Si antes se presumía viajando como ricos a destinos de pobres para fotografiarse en la miseria, ahora lo que se lleva es viajar como pobres a lugares de ricos para fotografiarse en la opulencia: autorretratarse delante de un restaurante con estrella Michelin, pero luego darse el reflujo asiático de un chino; posar ante el casino de Montecarlo, para después conformarse con jugar al “rasca y gana” de Ryanair. El turista, que se mueve no para ver mundo, sino para verse en el mundo, quiere verse en el poderío, aunque ni siquiera le roce, y exponer su vida de imitación en las redes como un mantero de sí mismo. Incluso Puerto Banús finge su propio esplendor, con tiendas vacías la mayor parte del año y más jeta que jet set. Claro que, entre tanta lluvia de selfi con fondo de hotel prohibitivo y Lamborghini, alguna vez sale el arcoíris del sentido común: “¡Ay, qué pena de coche, to’espachurrao!”.

“La fascinación de viajar es pasar innumerables veces junto a escenarios ricos y saber que cada uno de ellos podría ser nuestro”, escribió Pavese. Hoy basta con posar innumerables veces junto a decorados lujosos, porque corren tiempos más afanados en despertar envidia que admiración, más ocupados en alegrarse en público que en la intimidad. Nadie entra en esos talleres de alta postura que son las redes sociales como Mihura entraba en el café Gijón, simulando una cojera para que los celosos mediocres le perdonaran sus éxitos teatrales. O quizá se equivoque una y tanta estupidez virtual sea, en realidad, un denodado intento de ocultar, para no levantar suprema envidia, ese lujo, pagado tan caro hoy, que es la inteligencia.

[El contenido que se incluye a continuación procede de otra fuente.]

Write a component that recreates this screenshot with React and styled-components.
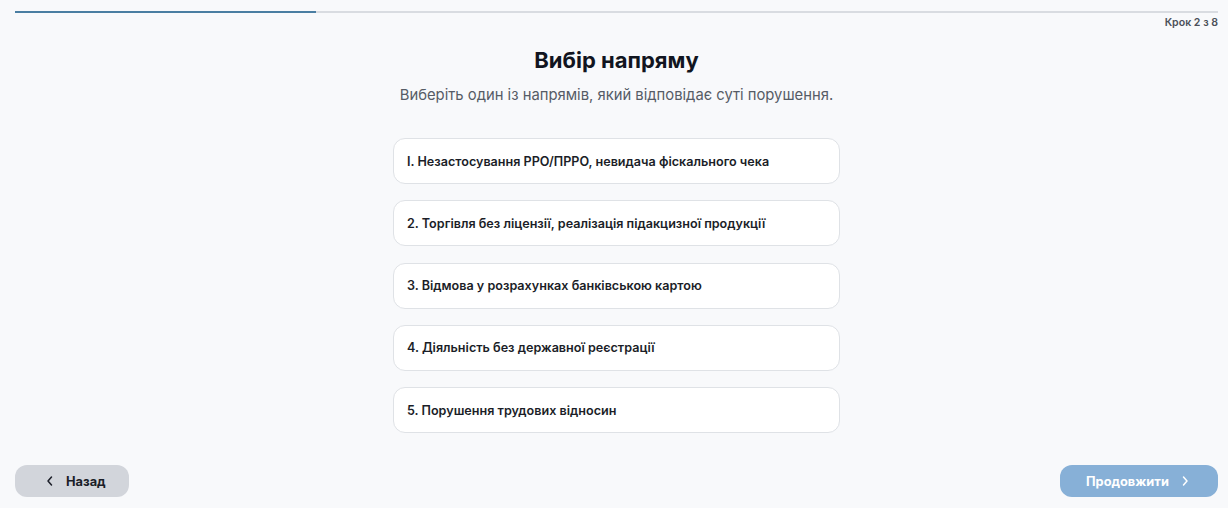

Hay estudios fotográficos donde inmortalizarse haciendo el paripé de viajar en avión privado con la pose kennediana de nuestro presidente, y en el mercado de segunda mano triunfan las cajas vacías y los envoltorios de productos de lujo, artículos de primera necedad. También hay quien se cose etiquetas de marca, como el escudero del Lazarillo de Tormes esparcía migajas en la ropa para figurar que comía. Fingir prosperidad no es nuevo, lo novedoso es hacerlo no por pudor, sino por falta de vergüenza. Lázaro acabó por tener que mantener a aquel amo que simulaba ser rico: “Quisiera yo que no tuviera tanta presunción; que abajara un poco su fantasía con lo mucho que subía su necesidad”. Aparentar fortuna empobrece. Una sociedad centrada en presumir de riqueza difícilmente encontrará tiempo para generarla.